■ EXERCISE DESCRIPTION: Among the lines below, list those containing the string "index".

■ DATA:
=====

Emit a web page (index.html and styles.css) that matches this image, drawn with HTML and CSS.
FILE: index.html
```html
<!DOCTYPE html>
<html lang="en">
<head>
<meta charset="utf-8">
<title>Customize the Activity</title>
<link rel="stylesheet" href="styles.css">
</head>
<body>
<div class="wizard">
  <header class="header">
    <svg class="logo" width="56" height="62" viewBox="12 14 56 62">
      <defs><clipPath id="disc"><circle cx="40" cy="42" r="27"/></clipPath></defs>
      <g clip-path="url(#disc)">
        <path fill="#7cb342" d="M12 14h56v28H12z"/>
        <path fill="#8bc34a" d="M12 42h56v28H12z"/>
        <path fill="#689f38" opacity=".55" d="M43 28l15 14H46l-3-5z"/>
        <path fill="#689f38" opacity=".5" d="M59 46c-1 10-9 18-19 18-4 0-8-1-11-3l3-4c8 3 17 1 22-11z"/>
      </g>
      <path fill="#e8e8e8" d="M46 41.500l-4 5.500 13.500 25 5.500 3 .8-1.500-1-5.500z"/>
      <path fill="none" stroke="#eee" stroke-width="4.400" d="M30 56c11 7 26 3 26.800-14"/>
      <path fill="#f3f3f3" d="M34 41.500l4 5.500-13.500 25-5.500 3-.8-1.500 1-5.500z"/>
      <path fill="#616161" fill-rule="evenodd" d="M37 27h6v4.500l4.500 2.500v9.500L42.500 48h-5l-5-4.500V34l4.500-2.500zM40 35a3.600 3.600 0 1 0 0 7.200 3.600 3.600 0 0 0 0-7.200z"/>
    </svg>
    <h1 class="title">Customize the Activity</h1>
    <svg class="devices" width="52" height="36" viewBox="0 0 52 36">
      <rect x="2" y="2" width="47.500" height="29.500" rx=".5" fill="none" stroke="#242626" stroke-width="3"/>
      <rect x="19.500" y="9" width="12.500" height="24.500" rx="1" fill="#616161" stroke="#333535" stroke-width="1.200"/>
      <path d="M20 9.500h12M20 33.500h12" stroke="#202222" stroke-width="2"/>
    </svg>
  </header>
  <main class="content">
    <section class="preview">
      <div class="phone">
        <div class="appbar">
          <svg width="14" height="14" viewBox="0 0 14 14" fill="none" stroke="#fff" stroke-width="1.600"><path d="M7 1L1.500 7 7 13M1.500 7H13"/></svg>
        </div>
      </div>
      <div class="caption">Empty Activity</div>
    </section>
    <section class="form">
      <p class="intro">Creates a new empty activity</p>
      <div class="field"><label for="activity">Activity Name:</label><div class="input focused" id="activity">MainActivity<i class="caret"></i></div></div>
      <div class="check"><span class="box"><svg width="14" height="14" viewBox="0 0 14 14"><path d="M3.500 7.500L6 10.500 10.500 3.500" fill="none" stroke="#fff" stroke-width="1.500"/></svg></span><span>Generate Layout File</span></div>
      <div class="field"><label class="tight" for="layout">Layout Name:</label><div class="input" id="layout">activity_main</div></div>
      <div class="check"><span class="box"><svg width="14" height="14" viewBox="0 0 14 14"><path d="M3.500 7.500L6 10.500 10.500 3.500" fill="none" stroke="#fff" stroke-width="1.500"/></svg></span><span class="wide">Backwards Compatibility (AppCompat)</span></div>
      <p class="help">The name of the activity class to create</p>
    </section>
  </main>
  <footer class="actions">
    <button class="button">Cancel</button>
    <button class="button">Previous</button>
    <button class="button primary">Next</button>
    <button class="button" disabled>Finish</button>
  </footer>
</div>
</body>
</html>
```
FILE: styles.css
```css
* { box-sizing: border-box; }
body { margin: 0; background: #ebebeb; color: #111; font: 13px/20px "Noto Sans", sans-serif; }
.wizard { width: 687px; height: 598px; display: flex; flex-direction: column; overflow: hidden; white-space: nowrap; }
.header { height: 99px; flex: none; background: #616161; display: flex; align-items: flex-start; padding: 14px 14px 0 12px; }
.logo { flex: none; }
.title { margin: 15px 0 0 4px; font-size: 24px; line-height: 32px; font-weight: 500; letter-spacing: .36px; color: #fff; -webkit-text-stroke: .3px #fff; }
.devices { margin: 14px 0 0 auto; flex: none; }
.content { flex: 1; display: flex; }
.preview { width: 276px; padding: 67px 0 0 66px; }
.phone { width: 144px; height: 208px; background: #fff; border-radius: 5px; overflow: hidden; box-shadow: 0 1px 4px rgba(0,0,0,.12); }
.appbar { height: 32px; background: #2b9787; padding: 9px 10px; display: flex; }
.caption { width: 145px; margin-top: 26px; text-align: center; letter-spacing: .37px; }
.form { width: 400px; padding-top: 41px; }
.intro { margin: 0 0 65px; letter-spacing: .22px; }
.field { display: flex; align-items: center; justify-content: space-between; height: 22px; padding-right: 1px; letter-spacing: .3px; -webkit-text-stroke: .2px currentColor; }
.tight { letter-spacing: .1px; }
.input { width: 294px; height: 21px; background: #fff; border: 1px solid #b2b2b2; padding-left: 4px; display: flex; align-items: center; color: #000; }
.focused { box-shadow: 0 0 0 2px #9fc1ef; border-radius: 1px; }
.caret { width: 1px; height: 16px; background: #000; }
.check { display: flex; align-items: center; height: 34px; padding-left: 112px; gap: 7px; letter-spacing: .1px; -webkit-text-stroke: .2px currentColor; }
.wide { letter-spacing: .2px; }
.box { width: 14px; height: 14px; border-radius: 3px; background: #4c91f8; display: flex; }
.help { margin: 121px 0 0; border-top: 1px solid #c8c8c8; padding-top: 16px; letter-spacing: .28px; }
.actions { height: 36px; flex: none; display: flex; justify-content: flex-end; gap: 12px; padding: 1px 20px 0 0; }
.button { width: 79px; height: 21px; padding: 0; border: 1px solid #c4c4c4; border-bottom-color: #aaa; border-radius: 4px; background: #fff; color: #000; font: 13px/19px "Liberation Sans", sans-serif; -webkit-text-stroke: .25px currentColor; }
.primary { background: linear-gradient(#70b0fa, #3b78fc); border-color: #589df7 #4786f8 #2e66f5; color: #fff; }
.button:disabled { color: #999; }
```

=====

■ ANSWER FOR THIS EXERCISE:
Emit a web page (index.html and styles.css) that matches this image, drawn with HTML and CSS.
FILE: index.html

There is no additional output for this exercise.